Dataset section:
══════════

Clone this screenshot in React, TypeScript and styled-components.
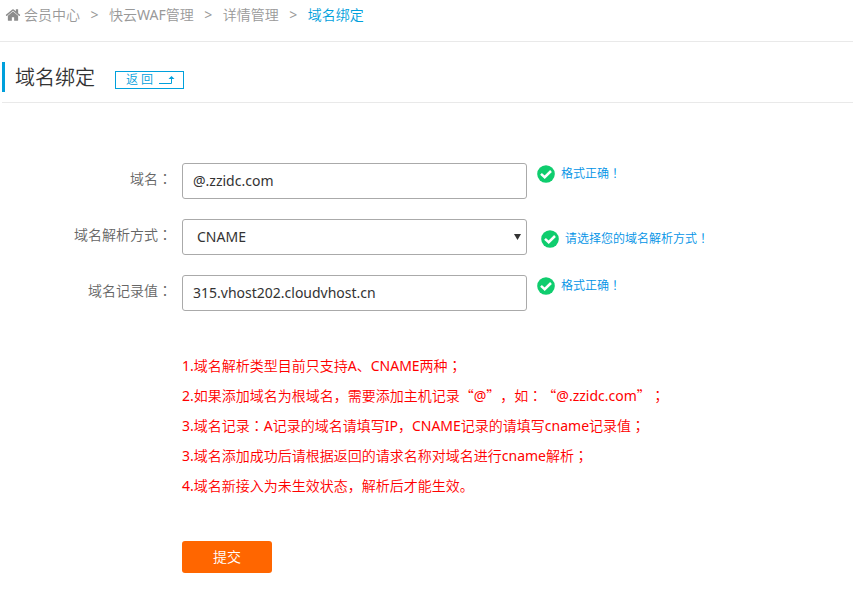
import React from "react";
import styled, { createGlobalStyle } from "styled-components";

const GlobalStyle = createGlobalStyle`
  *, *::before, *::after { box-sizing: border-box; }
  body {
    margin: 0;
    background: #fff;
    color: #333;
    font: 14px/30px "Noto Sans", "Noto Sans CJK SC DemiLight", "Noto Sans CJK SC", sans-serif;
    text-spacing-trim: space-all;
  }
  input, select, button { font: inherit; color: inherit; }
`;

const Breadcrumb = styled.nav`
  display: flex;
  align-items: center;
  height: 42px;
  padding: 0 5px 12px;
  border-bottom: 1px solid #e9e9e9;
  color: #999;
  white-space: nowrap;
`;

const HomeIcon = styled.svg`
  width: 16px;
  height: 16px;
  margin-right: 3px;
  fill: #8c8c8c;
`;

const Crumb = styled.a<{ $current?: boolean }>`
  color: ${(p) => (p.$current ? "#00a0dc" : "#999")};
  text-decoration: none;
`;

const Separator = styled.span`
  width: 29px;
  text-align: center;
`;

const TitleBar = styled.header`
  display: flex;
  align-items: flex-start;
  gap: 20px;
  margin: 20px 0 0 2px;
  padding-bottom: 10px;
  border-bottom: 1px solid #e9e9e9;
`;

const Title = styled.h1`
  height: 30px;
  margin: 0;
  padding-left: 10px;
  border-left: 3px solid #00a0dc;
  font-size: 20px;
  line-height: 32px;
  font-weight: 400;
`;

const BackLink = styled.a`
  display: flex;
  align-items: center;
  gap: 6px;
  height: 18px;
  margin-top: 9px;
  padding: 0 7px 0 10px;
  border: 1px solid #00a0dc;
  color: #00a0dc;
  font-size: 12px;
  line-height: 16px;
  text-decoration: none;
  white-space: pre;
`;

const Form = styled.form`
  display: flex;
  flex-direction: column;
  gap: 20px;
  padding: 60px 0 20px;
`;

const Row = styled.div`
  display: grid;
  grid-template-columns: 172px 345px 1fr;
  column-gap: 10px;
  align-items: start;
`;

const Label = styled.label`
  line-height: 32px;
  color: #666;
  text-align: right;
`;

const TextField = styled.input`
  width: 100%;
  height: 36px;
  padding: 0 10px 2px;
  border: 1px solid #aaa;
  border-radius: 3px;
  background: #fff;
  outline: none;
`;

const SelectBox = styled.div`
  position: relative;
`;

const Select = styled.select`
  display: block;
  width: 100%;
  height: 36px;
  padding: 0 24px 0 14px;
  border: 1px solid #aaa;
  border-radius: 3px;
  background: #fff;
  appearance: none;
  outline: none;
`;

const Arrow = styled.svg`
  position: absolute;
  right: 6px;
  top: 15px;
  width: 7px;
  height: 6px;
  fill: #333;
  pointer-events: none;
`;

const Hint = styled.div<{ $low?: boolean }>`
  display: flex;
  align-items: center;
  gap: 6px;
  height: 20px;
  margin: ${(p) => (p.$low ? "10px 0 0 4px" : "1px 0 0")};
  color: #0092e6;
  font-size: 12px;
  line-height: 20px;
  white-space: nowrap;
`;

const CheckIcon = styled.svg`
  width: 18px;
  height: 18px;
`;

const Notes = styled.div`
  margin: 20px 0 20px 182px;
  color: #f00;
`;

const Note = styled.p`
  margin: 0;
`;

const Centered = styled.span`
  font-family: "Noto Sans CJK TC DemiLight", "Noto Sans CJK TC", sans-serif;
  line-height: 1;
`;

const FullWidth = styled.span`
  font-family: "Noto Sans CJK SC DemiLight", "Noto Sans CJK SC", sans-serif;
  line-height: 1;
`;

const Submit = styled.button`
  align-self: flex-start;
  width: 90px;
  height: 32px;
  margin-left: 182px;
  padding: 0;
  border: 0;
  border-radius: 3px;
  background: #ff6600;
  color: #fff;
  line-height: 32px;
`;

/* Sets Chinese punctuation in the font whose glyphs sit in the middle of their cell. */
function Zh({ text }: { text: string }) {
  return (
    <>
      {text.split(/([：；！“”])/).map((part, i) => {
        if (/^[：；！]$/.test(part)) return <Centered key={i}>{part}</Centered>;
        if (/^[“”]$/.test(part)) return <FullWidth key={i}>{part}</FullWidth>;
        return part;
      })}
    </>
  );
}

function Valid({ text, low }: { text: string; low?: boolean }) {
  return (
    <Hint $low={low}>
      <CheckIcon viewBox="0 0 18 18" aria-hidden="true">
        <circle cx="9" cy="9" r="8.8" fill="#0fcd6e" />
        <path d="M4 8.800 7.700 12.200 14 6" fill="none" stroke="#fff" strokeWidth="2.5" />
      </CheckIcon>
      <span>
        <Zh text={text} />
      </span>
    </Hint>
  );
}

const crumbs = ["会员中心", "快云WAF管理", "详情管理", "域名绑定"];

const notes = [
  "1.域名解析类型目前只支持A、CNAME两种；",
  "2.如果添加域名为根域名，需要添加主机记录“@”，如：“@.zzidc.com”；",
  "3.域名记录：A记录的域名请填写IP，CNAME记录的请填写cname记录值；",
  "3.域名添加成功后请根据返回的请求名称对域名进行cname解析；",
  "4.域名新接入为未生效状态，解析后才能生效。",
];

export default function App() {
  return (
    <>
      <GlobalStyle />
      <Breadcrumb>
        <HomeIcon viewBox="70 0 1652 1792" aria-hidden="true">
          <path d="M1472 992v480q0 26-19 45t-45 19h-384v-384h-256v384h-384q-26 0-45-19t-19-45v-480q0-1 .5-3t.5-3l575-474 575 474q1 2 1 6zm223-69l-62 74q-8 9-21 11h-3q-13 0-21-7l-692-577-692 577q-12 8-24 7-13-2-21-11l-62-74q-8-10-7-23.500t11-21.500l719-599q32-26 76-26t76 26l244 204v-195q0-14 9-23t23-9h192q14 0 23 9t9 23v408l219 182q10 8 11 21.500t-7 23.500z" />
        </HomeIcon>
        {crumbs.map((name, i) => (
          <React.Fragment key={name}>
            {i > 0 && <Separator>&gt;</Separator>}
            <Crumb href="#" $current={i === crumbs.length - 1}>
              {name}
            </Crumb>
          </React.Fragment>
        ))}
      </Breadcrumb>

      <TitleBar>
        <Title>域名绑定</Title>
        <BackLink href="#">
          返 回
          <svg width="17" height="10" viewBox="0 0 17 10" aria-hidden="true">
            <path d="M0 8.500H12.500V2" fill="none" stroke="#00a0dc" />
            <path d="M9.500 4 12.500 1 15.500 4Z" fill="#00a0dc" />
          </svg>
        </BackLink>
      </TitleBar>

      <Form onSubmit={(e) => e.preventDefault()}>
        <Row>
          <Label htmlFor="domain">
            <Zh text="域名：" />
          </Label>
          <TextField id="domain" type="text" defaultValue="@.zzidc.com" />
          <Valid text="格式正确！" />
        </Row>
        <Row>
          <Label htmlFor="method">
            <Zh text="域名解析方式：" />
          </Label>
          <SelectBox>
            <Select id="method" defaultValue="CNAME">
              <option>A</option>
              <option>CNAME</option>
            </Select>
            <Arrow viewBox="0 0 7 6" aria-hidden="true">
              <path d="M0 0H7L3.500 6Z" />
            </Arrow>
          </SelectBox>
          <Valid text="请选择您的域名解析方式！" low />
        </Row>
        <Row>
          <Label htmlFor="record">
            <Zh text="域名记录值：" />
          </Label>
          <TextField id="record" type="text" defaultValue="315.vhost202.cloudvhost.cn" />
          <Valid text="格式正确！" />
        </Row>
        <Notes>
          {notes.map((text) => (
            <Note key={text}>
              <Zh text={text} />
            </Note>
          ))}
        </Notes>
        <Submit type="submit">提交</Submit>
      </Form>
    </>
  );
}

══════════

Aim of the exercise: The material above holds pictures; copy everything else in it exactly.

Exercise solution:
Clone this screenshot in React, TypeScript and styled-components.
import React from "react";
import styled, { createGlobalStyle } from "styled-components";

const GlobalStyle = createGlobalStyle`
  *, *::before, *::after { box-sizing: border-box; }
  body {
    margin: 0;
    background: #fff;
    color: #333;
    font: 14px/30px "Noto Sans", "Noto Sans CJK SC DemiLight", "Noto Sans CJK SC", sans-serif;
    text-spacing-trim: space-all;
  }
  input, select, button { font: inherit; color: inherit; }
`;

const Breadcrumb = styled.nav`
  display: flex;
  align-items: center;
  height: 42px;
  padding: 0 5px 12px;
  border-bottom: 1px solid #e9e9e9;
  color: #999;
  white-space: nowrap;
`;

const HomeIcon = styled.svg`
  width: 16px;
  height: 16px;
  margin-right: 3px;
  fill: #8c8c8c;
`;

const Crumb = styled.a<{ $current?: boolean }>`
  color: ${(p) => (p.$current ? "#00a0dc" : "#999")};
  text-decoration: none;
`;

const Separator = styled.span`
  width: 29px;
  text-align: center;
`;

const TitleBar = styled.header`
  display: flex;
  align-items: flex-start;
  gap: 20px;
  margin: 20px 0 0 2px;
  padding-bottom: 10px;
  border-bottom: 1px solid #e9e9e9;
`;

const Title = styled.h1`
  height: 30px;
  margin: 0;
  padding-left: 10px;
  border-left: 3px solid #00a0dc;
  font-size: 20px;
  line-height: 32px;
  font-weight: 400;
`;

const BackLink = styled.a`
  display: flex;
  align-items: center;
  gap: 6px;
  height: 18px;
  margin-top: 9px;
  padding: 0 7px 0 10px;
  border: 1px solid #00a0dc;
  color: #00a0dc;
  font-size: 12px;
  line-height: 16px;
  text-decoration: none;
  white-space: pre;
`;

const Form = styled.form`
  display: flex;
  flex-direction: column;
  gap: 20px;
  padding: 60px 0 20px;
`;

const Row = styled.div`
  display: grid;
  grid-template-columns: 172px 345px 1fr;
  column-gap: 10px;
  align-items: start;
`;

const Label = styled.label`
  line-height: 32px;
  color: #666;
  text-align: right;
`;

const TextField = styled.input`
  width: 100%;
  height: 36px;
  padding: 0 10px 2px;
  border: 1px solid #aaa;
  border-radius: 3px;
  background: #fff;
  outline: none;
`;

const SelectBox = styled.div`
  position: relative;
`;

const Select = styled.select`
  display: block;
  width: 100%;
  height: 36px;
  padding: 0 24px 0 14px;
  border: 1px solid #aaa;
  border-radius: 3px;
  background: #fff;
  appearance: none;
  outline: none;
`;

const Arrow = styled.svg`
  position: absolute;
  right: 6px;
  top: 15px;
  width: 7px;
  height: 6px;
  fill: #333;
  pointer-events: none;
`;

const Hint = styled.div<{ $low?: boolean }>`
  display: flex;
  align-items: center;
  gap: 6px;
  height: 20px;
  margin: ${(p) => (p.$low ? "10px 0 0 4px" : "1px 0 0")};
  color: #0092e6;
  font-size: 12px;
  line-height: 20px;
  white-space: nowrap;
`;

const CheckIcon = styled.svg`
  width: 18px;
  height: 18px;
`;

const Notes = styled.div`
  margin: 20px 0 20px 182px;
  color: #f00;
`;

const Note = styled.p`
  margin: 0;
`;

const Centered = styled.span`
  font-family: "Noto Sans CJK TC DemiLight", "Noto Sans CJK TC", sans-serif;
  line-height: 1;
`;

const FullWidth = styled.span`
  font-family: "Noto Sans CJK SC DemiLight", "Noto Sans CJK SC", sans-serif;
  line-height: 1;
`;

const Submit = styled.button`
  align-self: flex-start;
  width: 90px;
  height: 32px;
  margin-left: 182px;
  padding: 0;
  border: 0;
  border-radius: 3px;
  background: #ff6600;
  color: #fff;
  line-height: 32px;
`;

/* Sets Chinese punctuation in the font whose glyphs sit in the middle of their cell. */
function Zh({ text }: { text: string }) {
  return (
    <>
      {text.split(/([：；！“”])/).map((part, i) => {
        if (/^[：；！]$/.test(part)) return <Centered key={i}>{part}</Centered>;
        if (/^[“”]$/.test(part)) return <FullWidth key={i}>{part}</FullWidth>;
        return part;
      })}
    </>
  );
}

function Valid({ text, low }: { text: string; low?: boolean }) {
  return (
    <Hint $low={low}>
      <CheckIcon viewBox="0 0 18 18" aria-hidden="true">
        <circle cx="9" cy="9" r="8.8" fill="#0fcd6e" />
        <path d="M4 8.800 7.700 12.200 14 6" fill="none" stroke="#fff" strokeWidth="2.5" />
      </CheckIcon>
      <span>
        <Zh text={text} />
      </span>
    </Hint>
  );
}

const crumbs = ["会员中心", "快云WAF管理", "详情管理", "域名绑定"];

const notes = [
  "1.域名解析类型目前只支持A、CNAME两种；",
  "2.如果添加域名为根域名，需要添加主机记录“@”，如：“@.zzidc.com”；",
  "3.域名记录：A记录的域名请填写IP，CNAME记录的请填写cname记录值；",
  "3.域名添加成功后请根据返回的请求名称对域名进行cname解析；",
  "4.域名新接入为未生效状态，解析后才能生效。",
];

export default function App() {
  return (
    <>
      <GlobalStyle />
      <Breadcrumb>
        <HomeIcon viewBox="70 0 1652 1792" aria-hidden="true">
          <path d="M1472 992v480q0 26-19 45t-45 19h-384v-384h-256v384h-384q-26 0-45-19t-19-45v-480q0-1 .5-3t.5-3l575-474 575 474q1 2 1 6zm223-69l-62 74q-8 9-21 11h-3q-13 0-21-7l-692-577-692 577q-12 8-24 7-13-2-21-11l-62-74q-8-10-7-23.500t11-21.500l719-599q32-26 76-26t76 26l244 204v-195q0-14 9-23t23-9h192q14 0 23 9t9 23v408l219 182q10 8 11 21.500t-7 23.500z" />
        </HomeIcon>
        {crumbs.map((name, i) => (
          <React.Fragment key={name}>
            {i > 0 && <Separator>&gt;</Separator>}
            <Crumb href="#" $current={i === crumbs.length - 1}>
              {name}
            </Crumb>
          </React.Fragment>
        ))}
      </Breadcrumb>

      <TitleBar>
        <Title>域名绑定</Title>
        <BackLink href="#">
          返 回
          <svg width="17" height="10" viewBox="0 0 17 10" aria-hidden="true">
            <path d="M0 8.500H12.500V2" fill="none" stroke="#00a0dc" />
            <path d="M9.500 4 12.500 1 15.500 4Z" fill="#00a0dc" />
          </svg>
        </BackLink>
      </TitleBar>

      <Form onSubmit={(e) => e.preventDefault()}>
        <Row>
          <Label htmlFor="domain">
            <Zh text="域名：" />
          </Label>
          <TextField id="domain" type="text" defaultValue="@.zzidc.com" />
          <Valid text="格式正确！" />
        </Row>
        <Row>
          <Label htmlFor="method">
            <Zh text="域名解析方式：" />
          </Label>
          <SelectBox>
            <Select id="method" defaultValue="CNAME">
              <option>A</option>
              <option>CNAME</option>
            </Select>
            <Arrow viewBox="0 0 7 6" aria-hidden="true">
              <path d="M0 0H7L3.500 6Z" />
            </Arrow>
          </SelectBox>
          <Valid text="请选择您的域名解析方式！" low />
        </Row>
        <Row>
          <Label htmlFor="record">
            <Zh text="域名记录值：" />
          </Label>
          <TextField id="record" type="text" defaultValue="315.vhost202.cloudvhost.cn" />
          <Valid text="格式正确！" />
        </Row>
        <Notes>
          {notes.map((text) => (
            <Note key={text}>
              <Zh text={text} />
            </Note>
          ))}
        </Notes>
        <Submit type="submit">提交</Submit>
      </Form>
    </>
  );
}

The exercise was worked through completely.